Special audit petition clears first hurdle

By Suzanne Mackey

News Star Reporter

A second attempt at seeking a special audit of the City of Pauls Valley through a citizen petition request appears to have cleared its first hurdle. 

The State Auditor and Inspector’s office has confirmed it received 374 signature pages by the required deadline of 5 p.m.

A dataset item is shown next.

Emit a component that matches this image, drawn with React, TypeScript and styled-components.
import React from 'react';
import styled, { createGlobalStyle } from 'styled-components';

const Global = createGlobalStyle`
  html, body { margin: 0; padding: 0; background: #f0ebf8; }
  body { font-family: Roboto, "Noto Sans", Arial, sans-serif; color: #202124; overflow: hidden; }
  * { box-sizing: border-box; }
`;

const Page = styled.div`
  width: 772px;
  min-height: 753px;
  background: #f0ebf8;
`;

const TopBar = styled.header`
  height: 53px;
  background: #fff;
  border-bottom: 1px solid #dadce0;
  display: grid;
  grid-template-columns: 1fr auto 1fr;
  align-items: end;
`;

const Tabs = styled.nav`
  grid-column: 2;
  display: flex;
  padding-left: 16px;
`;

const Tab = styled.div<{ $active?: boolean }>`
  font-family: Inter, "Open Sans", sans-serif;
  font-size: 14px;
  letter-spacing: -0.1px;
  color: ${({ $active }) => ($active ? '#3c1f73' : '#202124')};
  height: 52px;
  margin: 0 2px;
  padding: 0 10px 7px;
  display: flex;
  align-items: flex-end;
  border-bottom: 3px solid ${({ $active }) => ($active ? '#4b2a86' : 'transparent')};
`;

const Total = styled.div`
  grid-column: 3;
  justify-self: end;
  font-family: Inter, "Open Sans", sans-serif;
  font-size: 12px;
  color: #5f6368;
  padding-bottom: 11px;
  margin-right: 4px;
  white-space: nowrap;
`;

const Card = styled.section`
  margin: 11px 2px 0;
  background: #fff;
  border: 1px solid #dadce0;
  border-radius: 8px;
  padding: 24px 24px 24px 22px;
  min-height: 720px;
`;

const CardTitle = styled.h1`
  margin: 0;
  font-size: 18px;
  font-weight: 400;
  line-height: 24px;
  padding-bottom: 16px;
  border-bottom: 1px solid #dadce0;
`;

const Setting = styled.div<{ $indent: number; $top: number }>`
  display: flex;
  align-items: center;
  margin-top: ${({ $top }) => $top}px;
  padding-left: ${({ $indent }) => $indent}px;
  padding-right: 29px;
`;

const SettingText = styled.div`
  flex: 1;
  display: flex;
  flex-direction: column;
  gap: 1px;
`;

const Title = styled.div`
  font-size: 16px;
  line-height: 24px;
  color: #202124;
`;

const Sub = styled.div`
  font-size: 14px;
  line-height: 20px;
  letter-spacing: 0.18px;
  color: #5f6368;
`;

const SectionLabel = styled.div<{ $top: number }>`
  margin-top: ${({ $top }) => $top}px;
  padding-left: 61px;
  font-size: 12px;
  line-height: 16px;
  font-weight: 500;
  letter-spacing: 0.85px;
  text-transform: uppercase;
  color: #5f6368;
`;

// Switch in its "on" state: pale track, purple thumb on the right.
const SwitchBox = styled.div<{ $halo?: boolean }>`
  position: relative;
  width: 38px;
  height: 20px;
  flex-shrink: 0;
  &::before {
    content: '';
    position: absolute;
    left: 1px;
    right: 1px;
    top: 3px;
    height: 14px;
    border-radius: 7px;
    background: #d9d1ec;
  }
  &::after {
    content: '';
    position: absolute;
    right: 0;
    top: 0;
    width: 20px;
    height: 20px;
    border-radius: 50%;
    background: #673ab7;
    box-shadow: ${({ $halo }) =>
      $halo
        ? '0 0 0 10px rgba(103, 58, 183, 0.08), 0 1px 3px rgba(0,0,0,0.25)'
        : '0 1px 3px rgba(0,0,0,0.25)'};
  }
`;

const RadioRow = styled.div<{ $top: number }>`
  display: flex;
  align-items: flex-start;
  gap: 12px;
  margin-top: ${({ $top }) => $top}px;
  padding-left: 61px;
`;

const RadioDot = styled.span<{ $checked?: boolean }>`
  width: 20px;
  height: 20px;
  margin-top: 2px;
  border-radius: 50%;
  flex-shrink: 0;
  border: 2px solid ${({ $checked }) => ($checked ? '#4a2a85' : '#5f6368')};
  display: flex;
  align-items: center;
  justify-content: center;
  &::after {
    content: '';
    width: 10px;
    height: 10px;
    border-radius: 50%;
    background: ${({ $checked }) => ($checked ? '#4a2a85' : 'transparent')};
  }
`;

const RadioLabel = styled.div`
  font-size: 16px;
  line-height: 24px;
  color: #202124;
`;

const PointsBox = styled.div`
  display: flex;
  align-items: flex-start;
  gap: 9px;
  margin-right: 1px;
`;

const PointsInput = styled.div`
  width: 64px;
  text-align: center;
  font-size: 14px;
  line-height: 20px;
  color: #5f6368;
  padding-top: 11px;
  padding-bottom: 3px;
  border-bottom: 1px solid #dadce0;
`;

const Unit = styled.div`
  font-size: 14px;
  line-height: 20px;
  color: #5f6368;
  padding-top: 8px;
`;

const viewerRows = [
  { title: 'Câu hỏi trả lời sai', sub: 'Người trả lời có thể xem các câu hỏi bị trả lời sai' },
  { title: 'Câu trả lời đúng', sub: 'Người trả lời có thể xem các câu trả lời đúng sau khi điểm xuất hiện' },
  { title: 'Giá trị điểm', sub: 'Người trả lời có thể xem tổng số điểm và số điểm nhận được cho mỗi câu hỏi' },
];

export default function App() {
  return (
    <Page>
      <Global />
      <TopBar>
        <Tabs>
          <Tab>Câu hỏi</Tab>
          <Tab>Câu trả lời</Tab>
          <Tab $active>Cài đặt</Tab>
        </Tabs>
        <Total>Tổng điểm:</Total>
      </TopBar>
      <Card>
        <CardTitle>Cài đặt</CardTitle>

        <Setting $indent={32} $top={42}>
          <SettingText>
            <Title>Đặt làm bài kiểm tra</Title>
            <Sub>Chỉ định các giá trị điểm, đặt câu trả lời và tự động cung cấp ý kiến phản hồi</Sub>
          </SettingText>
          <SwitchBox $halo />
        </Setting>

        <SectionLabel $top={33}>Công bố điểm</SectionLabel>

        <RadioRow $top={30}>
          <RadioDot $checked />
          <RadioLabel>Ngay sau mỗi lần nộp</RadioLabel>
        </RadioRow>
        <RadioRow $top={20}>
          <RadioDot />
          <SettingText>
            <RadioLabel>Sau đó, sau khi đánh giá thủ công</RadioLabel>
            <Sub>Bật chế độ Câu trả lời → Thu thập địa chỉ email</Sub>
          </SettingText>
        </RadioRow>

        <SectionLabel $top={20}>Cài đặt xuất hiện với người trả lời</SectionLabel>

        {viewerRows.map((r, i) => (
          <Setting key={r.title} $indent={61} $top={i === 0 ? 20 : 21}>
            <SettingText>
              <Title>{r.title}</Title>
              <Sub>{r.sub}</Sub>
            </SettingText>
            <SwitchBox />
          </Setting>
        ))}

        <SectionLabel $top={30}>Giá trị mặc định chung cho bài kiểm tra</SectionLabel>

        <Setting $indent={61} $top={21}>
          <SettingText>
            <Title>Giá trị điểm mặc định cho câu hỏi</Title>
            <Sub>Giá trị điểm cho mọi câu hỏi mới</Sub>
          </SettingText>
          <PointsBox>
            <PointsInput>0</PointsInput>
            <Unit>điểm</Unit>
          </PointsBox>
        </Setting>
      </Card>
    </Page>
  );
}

Oct. 27. The auditor’s office now has 30 days to present the signatures to the Garvin County Election Board for certification.

“The Garvin County Election Board will receive color copies of the petitions to verify the signer is a registered voter residing within the boundaries of the City of Pauls Valley and certify the total number of valid signatures received,” Trey Davis with the State Auditor and Inspector’s office said.

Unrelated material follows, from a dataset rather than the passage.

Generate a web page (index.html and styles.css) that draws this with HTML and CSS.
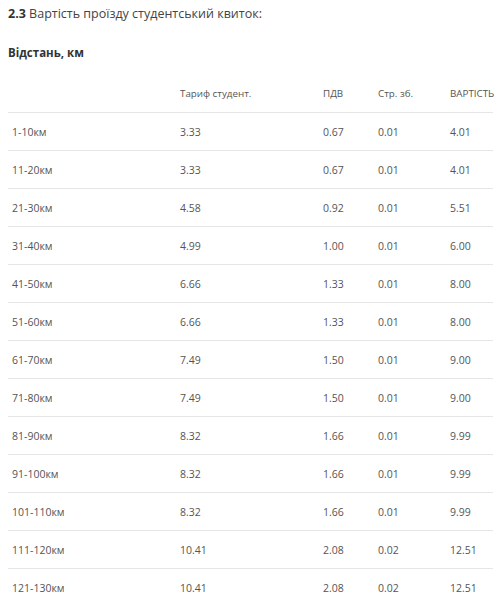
FILE: index.html
```html
<!DOCTYPE html>
<html lang="uk">
<head>
<meta charset="utf-8">
<link rel="stylesheet" href="styles.css">
</head>
<body>
<p class="title"><b>2.3</b> Вартість проїзду студентський квиток:</p>
<p class="sub">Відстань, км</p>
<table class="fares">
<colgroup><col class="c1"><col class="c2"><col class="c3"><col class="c4"><col class="c5"></colgroup>
<thead>
<tr><th></th><th>Тариф студент.</th><th>ПДВ</th><th>Стр. зб.</th><th>ВАРТІСТЬ</th></tr>
</thead>
<tbody>
<tr><td>1-10км</td><td>3.33</td><td>0.67</td><td>0.01</td><td>4.01</td></tr>
<tr><td>11-20км</td><td>3.33</td><td>0.67</td><td>0.01</td><td>4.01</td></tr>
<tr><td>21-30км</td><td>4.58</td><td>0.92</td><td>0.01</td><td>5.51</td></tr>
<tr><td>31-40км</td><td>4.99</td><td>1.00</td><td>0.01</td><td>6.00</td></tr>
<tr><td>41-50км</td><td>6.66</td><td>1.33</td><td>0.01</td><td>8.00</td></tr>
<tr><td>51-60км</td><td>6.66</td><td>1.33</td><td>0.01</td><td>8.00</td></tr>
<tr><td>61-70км</td><td>7.49</td><td>1.50</td><td>0.01</td><td>9.00</td></tr>
<tr><td>71-80км</td><td>7.49</td><td>1.50</td><td>0.01</td><td>9.00</td></tr>
<tr><td>81-90км</td><td>8.32</td><td>1.66</td><td>0.01</td><td>9.99</td></tr>
<tr><td>91-100км</td><td>8.32</td><td>1.66</td><td>0.01</td><td>9.99</td></tr>
<tr><td>101-110км</td><td>8.32</td><td>1.66</td><td>0.01</td><td>9.99</td></tr>
<tr><td>111-120км</td><td>10.41</td><td>2.08</td><td>0.02</td><td>12.51</td></tr>
<tr><td>121-130км</td><td>10.41</td><td>2.08</td><td>0.02</td><td>12.51</td></tr>
</tbody>
</table>
</body>
</html>
```
FILE: styles.css
```css
body {
  margin: 0;
  padding: 0 7px 0 8px;
  font-family: "Open Sans", "DejaVu Sans", sans-serif;
  color: #555;
  background: #fff;
}
.title {
  margin: 4px 0 0;
  font-size: 12.5px;
  line-height: 20px;
  color: #444;
}
.title b { color: #333; }
.sub {
  margin: 19px 0 0;
  font-size: 11.5px;
  font-weight: bold;
  line-height: 20px;
  color: #333;
}
.fares {
  margin-top: 10px;
  width: 100%;
  border-collapse: collapse;
  table-layout: fixed;
  font-size: 10.5px;
}
.c1 { width: 172px; }
.c2 { width: 143px; }
.c3 { width: 55px; }
.c4 { width: 72px; }
.fares th, .fares td {
  text-align: left;
  font-weight: normal;
  padding: 0;
  height: 37px;
  border-bottom: 1px solid #e6e6e6;
}
.fares th {
  font-size: 9.8px;
  padding-top: 2px;
}
.fares td:first-child { padding-left: 4px; }
.fares tbody tr:last-child td { border-bottom: none; }
```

A minimum of 304 valid signatures are required to secure a special audit, according to Davis.

The current petition is almost identical to a petition request Lindsay resident Skip Mitchell and former Pauls Valley hospital employees submitted to the State Auditor’s office in July of this year. That request fell about 14 signatures short of the number required to secure an audit. 

The petition is asking the auditor’s office conduct a special audit into records and events related to the October 2018 closure of Pauls Valley’s hospital.  

The petition lists eight specific areas of concern, occurring between 2015 and 2020, to be examined. They include: 

•Determining if financing arrangements (revenue note, loans, etc. and their associated collateral) including a $500,000 loan made to Southern Plains, have been properly managed.

•Determining if sales tax revenue has been used according to its designated purposes.

•Evaluating the recall petition process and related communications and results.

•Reviewing contracts, lease agreements, and bid processes of the hospital facility and the ambulance service.

•Determining if the city has failed to pay wages and related benefits to former hospital employees.

•Reviewing the city’s management/relationship with nursing home facilities across the state of Oklahoma.

•Reviewing possible violations of the Open Meeting Act and the Open Records Act. 

•Reviewing payments to selected personnel (contract labor, legal services, etc.)

The State Auditor and Inspector’s office has estimated the audit will cost the city between $40,000 and $80,000. That cost is based on estimated audit hours and travel expenses.